For the love — and health — of dogs

Canine Caviar, which provides nutritious food for pets, will host fundraiser Saturday in Huntington Beach.

August 19, 2013|By Rhea Mahbubani
  • Posh Pooch Inc. owner Melesssa Austin and Canine Caviar co-owner Gary Ward at Posh Pooch Inc. in Huntington Beach on Monday. Posh Pooch Inc. and Canine Caviar will collaborate Saturday to host the first Aloha Pawmehana red carpet fundraiser to help support the Cancer Research Foundation. Visitors are encouraged to bring their pets dressed in Hawaiian attire.
Posh Pooch Inc. owner Melesssa Austin and Canine Caviar… (KEVIN CHANG, HB…)

John Littlefield feared for the life of his pet, Miss Coco.

The 5-year-old Maltese Shih-Tzu seemed to be allergic to everything and itched — seemingly nonstop.

Her condition prompted Littlefield, co-host and designer on ABC's "Extreme Makeover: Home Edition," to begin researching healthy food options.

Enter Canine Caviar.

According to the product's website, this is the only alkaline-based dog food in the United States, meaning it increases the oxygen level in the blood and keeps at bay poor digestion and diseases such as cancer and diabetes.

"If humans should have a proper pH balance in their food, why not animals?" said Littlefield, who owns a rescued mutt, Max.
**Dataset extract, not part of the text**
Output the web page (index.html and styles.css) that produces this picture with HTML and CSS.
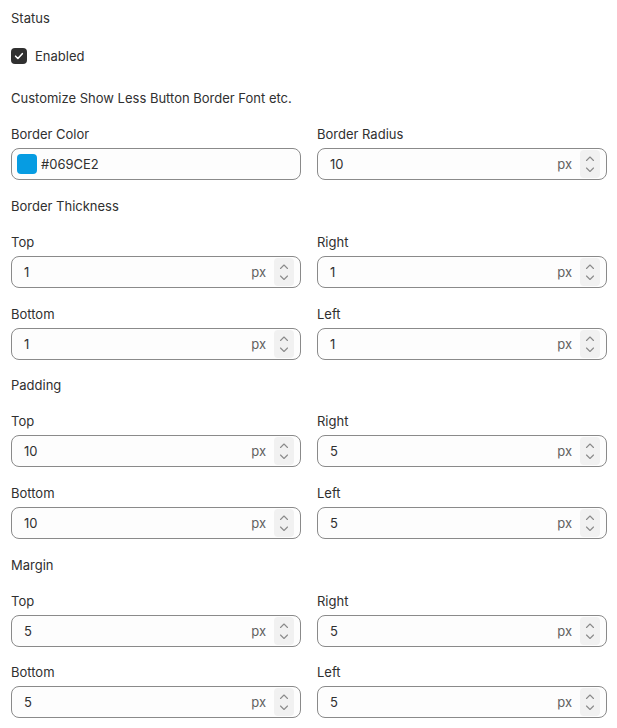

The Burbank resident plans to demonstrate his support for Canine Caviar by attending the group's first annual Aloha PAWmehana in Orange County from 4 to 7 p.m. Saturday. Organized in collaboration with Posh Pooch Inc., a specialty retail and pet grooming store in Huntington Beach, this event aims to raise awareness and benefit the Canine Caviar Cancer Research Fund (CCCRF).


Max and Miss Coco, guests at a similar event in Highland earlier this year, will be there, Littlefield promised.

Canine Caviar co-owner Gary Ward, of Norco, has been a longtime dog owner. It was Moguls, the pet of Ward's brother-in-law and business partner, Jeff Baker, who crystallized the creation of their company in 1998.

"Moguls was receiving cortisone shots every three weeks in the summer to combat allergies," Ward, 43, said. "His vet had told the family that he might live to be 7 or 8 years old. But his organs were beginning to shut down, so they were also asked to think about putting him to sleep."

The Great Dane lived for 17 years, Ward exclaimed, all because of Baker's determination.

While working at a German pharmaceutical company, Baker was part of a team tasked with creating flea medication. Toward this end, pet foods were broken down and their ingredients inspected.

Realizing that dogs were being fed low-quality fare, Baker came up with his own recipe — and it worked. This "aha" moment eventually paved the way for Canine Caviar, which, as a lifestyle choice, boosts the immune systems of Fidos everywhere, Ward said.